La loi du 31 décembre 1975 relative aux conséquences de l'autodétermination des îles des Comores dispose alors que «dans les deux mois qui suivent la promulgation de la présente loi, [...] la population mahoraise sera appelée à se prononcer sur le point de savoir si elle souhaite que Mayotte demeure au sein de la République française ou devienne partie au nouvel Etat comorien». C'est chose faite le 8 février 1976: un second référendum sur le maintien de Mayotte dans la République française vote oui à 99,4%.

Pourquoi Mayotte reste-t-elle française?

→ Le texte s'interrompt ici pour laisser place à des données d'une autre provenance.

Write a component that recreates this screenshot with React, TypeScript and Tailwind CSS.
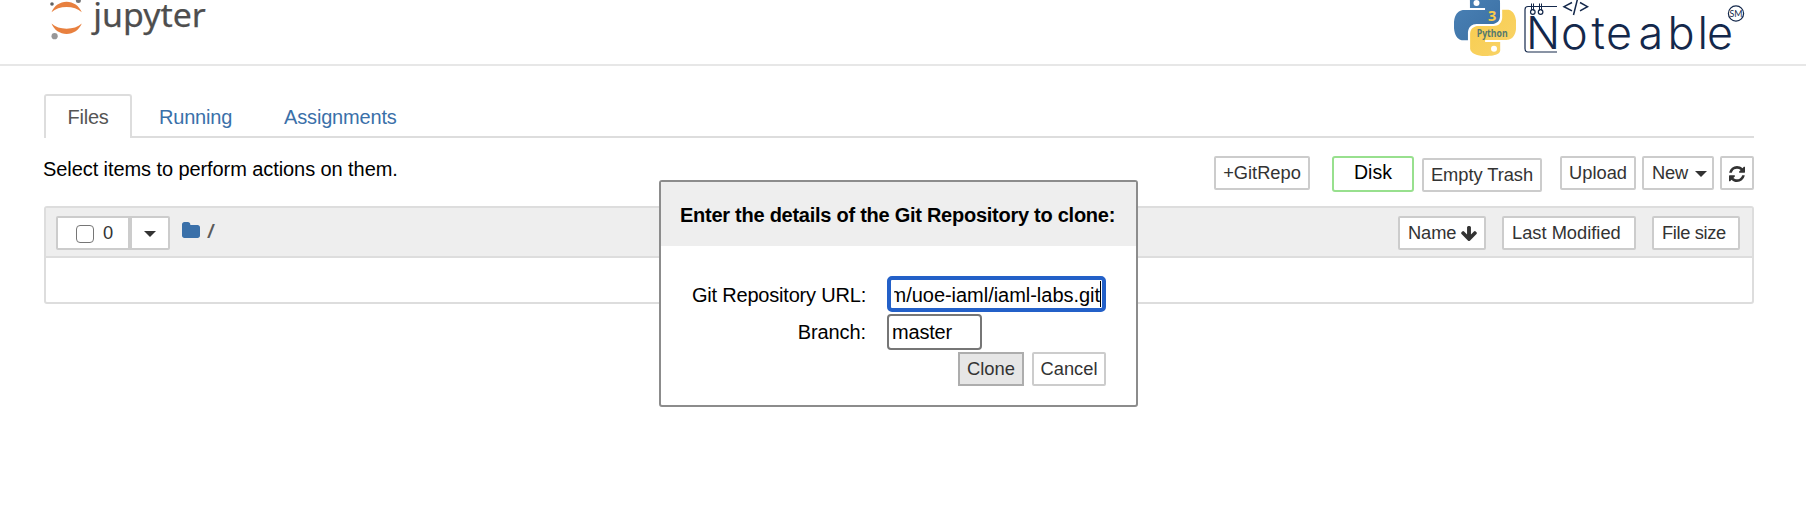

Dans un reportage du JT de TF1 en 1975, le fondateur du mouvement populaire mahorais (MPM) Marcel Henry explique:

Nous nous trouvons sous dépendance française depuis plus d'un siècle. Nous n'avons jamais eu à nous en plaindre ; alors que l'autonomie interne qui date d'une quinzaine d'années, nous avons eu à subir des répressions sanglantes. On a connu des répressions assez féroces de la part du gouvernement comorien. Alors, quand on fait le parallèle entre les deux régimes, nous préférons de beaucoup dépendre encore de la France.

Créé en 1958, le MPM a toujours plaidé pour «le maintien de Mayotte sous administration française et son accession au statut de département français», rappelle la chercheuse et documentariste Mamaye Idriss dans un article sur «Mayotte département: la fin d'un combat».

«Ce choix(de rester française, ndlr) est à l'origine d'un contentieux international avec les autorités comoriennes, qui n'ont jamais admis le maintien de la souveraineté française sur Mayotte, contentieux qui perdure jusqu'à ce jour», notait le Sénat en 2012.

Mayotte obtient alors le statut, unique à l'île et provisoire, de «collectivité territoriale». Comme l'explique l'étude d'impact sur la départementalisation de Mayotte: «Il ne s'agit ni d'un département d'outre-mer, ni d'un territoire d'outre-mer, tout en participant des deux systèmes. L'amorce d'un rapprochement institutionnel avec le droit commun est engagée pour la première fois. Un statut «bâtard» selon Mamaye Idriss :

Spécifique à Mayotte, ce statut restait provisoire, nourrissant toujours les incertitudes d'un possible retour dans l'ensemble comorien. Cet aspect était, comme nous avons pu le voir, une des raisons constitutives à l'émergence de la revendication départementaliste. Dans l'esprit du MPM, seul ce statut viendrait ancrer Mayotte au sein de la République française . L'obtention d'un statut non définitif participa à faire de la revendication départementaliste une des dominantes de la politique mahoraise après 1975. Pour reprendre les termes d'Yves Salesse, fonctionnaire durant les années 1980 à Mayotte, elle « surdétermin[a] toute la politique mahoraise », à tel point qu'afin d'obtenir gain de cause, les élus mahorais adoptèrent la posture suivante : « Obtenir tout ce qui [pouvait] rapprocher Mayotte de la métropole»

Ce statut provisoire tient donc jusqu'en 2000. Une nouvelle consultation est organisée en 2000: 72,94 % des votants se prononcent en faveur de l'Accord sur l'avenir de Mayotte. Cet accord «conditionne l'élevation de l'île à ce statut après normalisation de plusieurs régimes spécifiques dont le chantier le plus déterminant est le passage à la citoyenneté de droit commun», précise Mamaye Idriss. Suite à cet accord, la loi du 11 juillet 2001 dote Mayotte du statut de «collectivité départementale».  Une décentralisation progressive se met alors en place.

Votée en 2009 par référendum, la départementalisation est donc considérée comme la dernière étape d'un processus amorcé dès 1958. Pour Mamaye Idriss, ce statut «vient satisfaire un revendication vieille de 60 ans. Du point de vue du discours départementaliste, ce statut les met à l'abri d'un possible retour au sein de l'Etat comorien».